Rather than trying to pay back the $1 million loan the old fashioned political donor way—after all, Fattah was still a sitting Congressman on the appropriations committee!—the Congressman used appropriations and nonprofit grants to illegally repay it through a web of contracts and consulting relationships.

Fattah’s replacement, Dwight Evans is a smart politician but will be a first term guy without much clout. He will work as hard as anyone but it will take time to figure out D.C. after spending so many years in Harrisburg. This is the bigger stage he has always looked to capture and now he will have an opportunity to show his stuff.

Evans ran against Fattah without talking about the Congressman’s corruption charges. He let the press bring up the charges. That strategy worked. Evans got elected and received no blowback from Fattah loyalists who would have resented Evans using the indictment as a campaign cudgel.

The downfall of Fattah is linked principally to his 2007 mayoral campaign. He was unable to raise money given the restrictions that the city had just placed on political donations. In a different era he would have used Congressional relationships (like every other Congressman in America) to raise large checks from the usual suspects: law firms, money managers, real estate developers, and others.

But in the new environment he had to raise smaller amounts from a broader number of donors—something Michael Nutter did—or he had to self-fund, like Tom Knox. He was unable to do either.

To build a bigger donor base required a more energetic campaigner. He could not create citywide excitement or organize a prime time campaign team. Borrowing money to stay competitive paid the bills for his campaign operation in an election that many thought he would win.

When he lost, he had a new problem: How to pay the money back. And rather than trying to raise it the old fashioned political donor way—after all, he was still a sitting Congressman on the appropriations committee!—he used appropriations and nonprofit grants to illegally repay the loan through a web of contracts and consulting relationships.

One of the characters who had a central role in the whole affair seemed to disappear during the trial and news coverage: former Sallie Mae CEO Albert Lord.

Who is Albert Lord? He is the guy who made the $1 million loan to a Fattah consultant and associate who then funneled $600,000 into the Fattah campaign without the campaign properly reporting the source and use of the funds. Lord had previously donated $100,000 to a Fattah exploratory committee prior to the Congressman’s declaring his candidacy.

While Lord’s donations and loans were not from Sallie Mae but from Lord himself, the corporate foundation was a frequent donor to one of the nonprofits that Fattah controlled. This should come as no surprise to anyone who knows about the donations of America’s Government Sponsored Enterprises like Sallie Mae, Fannie Mae, or Freddie Mac prior to the 2008 recession.

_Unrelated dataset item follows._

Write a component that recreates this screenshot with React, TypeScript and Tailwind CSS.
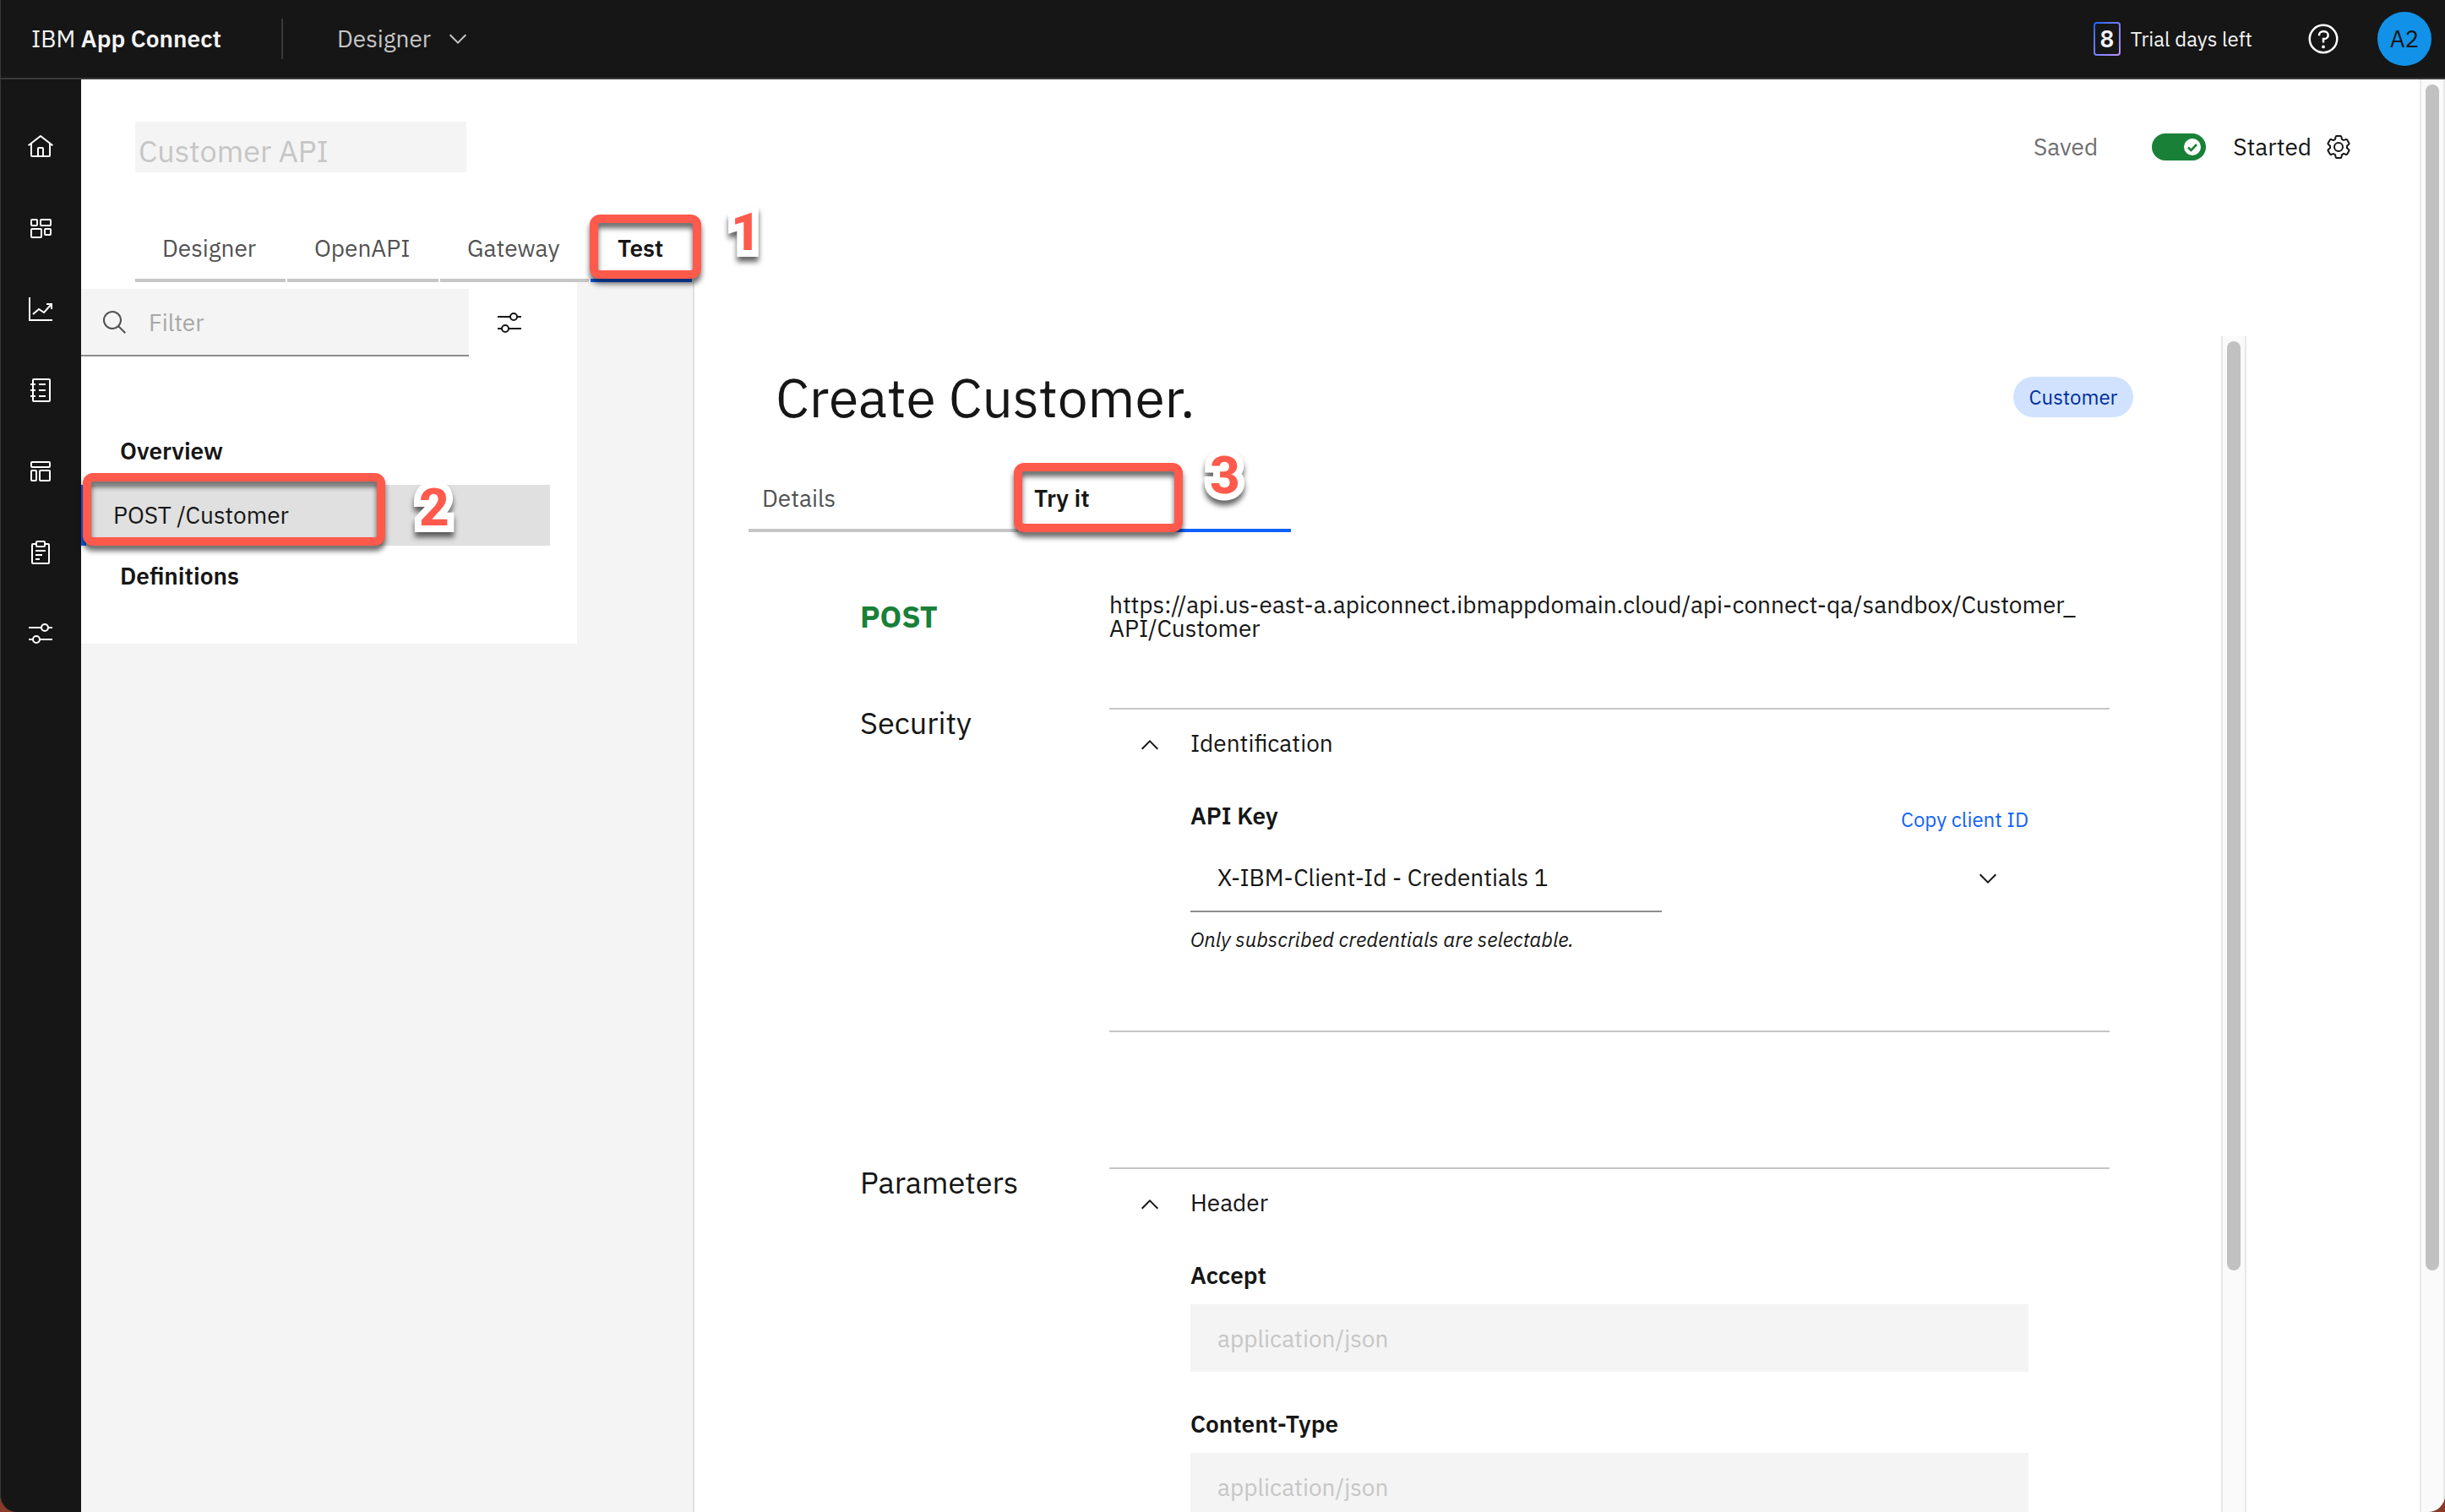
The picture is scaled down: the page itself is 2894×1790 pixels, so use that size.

GSE’s like Sallie Mae often contributed to the favored causes of Congressional leaders who held sway over their federal subsidies and who could grant them favorable access to credit markets. And while Sallie Mae was privatized under Lord’s leadership in 2004, it still made significant money from federal loan servicing contracts and it continued to have an interest in how Congress set rules for student lending. Like other financial institutions it has a powerful PAC that donates generously to the appropriate rule writers. That is how the game works—and it is all legal.

If the story ended there it would be just another Washington D.C. influence peddling incident. But the story becomes more interesting when Lord calls in the loan and we find out how the loan gets repaid.

Sallie Mae CEO Lord, an extremely well paid executive whose compensation in base salary and stock options between 1999 and 2004 was once reported at more than $200 million, suddenly seemed to have a money problem. The indictment, where Lord is referred to as person D, notes that he was in a state of acute financial difficulty.

Lord, an extremely well paid executive whose compensation in base salary and stock options between 1999 and 2004 was once reported at more than $200 million, seemed to suddenly have a money problem. Or at least it was reported that way in some of the press coverage.

I do not know anything about Lord’s personal financial position during that period, although a lot of financial companies took significant hits in 2007 and 2008. The indictment, where Lord is referred to as person D, notes that he was in a state of acute financial difficulty. In one widely reported call with analysts in 2007 Lord lost his temper and that day the company’s value plunged by $3 billion – not solely due to Lord’s expletives, though they certainly did not help investor confidence.

When the loan gets called and Fattah repays it, the repayment came from grants that were not used for their intended purpose: $100,000 from NASA and $500,000 from Sallie Mae’s corporate foundation.

So: Al Lord makes an illegal campaign loan and the bulk of the loan is repaid by a grant that came from the charitable arm of the company he ran. Something does not pass the smell test. Did Lord’s cooperation with the Feds buy him good will? Lord testified under a grant of immunity from the Feds, and we do not know more about the nature of that negotiated immunity.

Of course, there is a history of Sallie Mae supporting Fattah’s annual higher education conference (which is what the $500,000 was to be used for) and Lord could point to that history and say this grant was no different than others and he could not know the funds would be misspent.

None of these questions about Lord are meant to detract from Fattah’s (and his associates) wrongdoing. They will now be punished and deservedly so. It does however point to the moral corruption that takes place at a different country club than Fattah and his associates attended. At that country club, money pays the bills of many politicians supposedly working on our behalf.

Al Lord was famous in the D.C. area for building a private golf course on 335 acres of prime Virginia real estate. His own country club. He flew Fattah and his wife down to Florida on his jet for the Eagles-Patriots Super Bowl. And, oh yeah, he oversaw the expansion of massive levels of student debt, with unsustainable default rates, and figured out how to make lots of money from that business. He is happily retired, apparently without anymore of that acute financial difficulty. Fattah’s retirement does not look nearly as bright.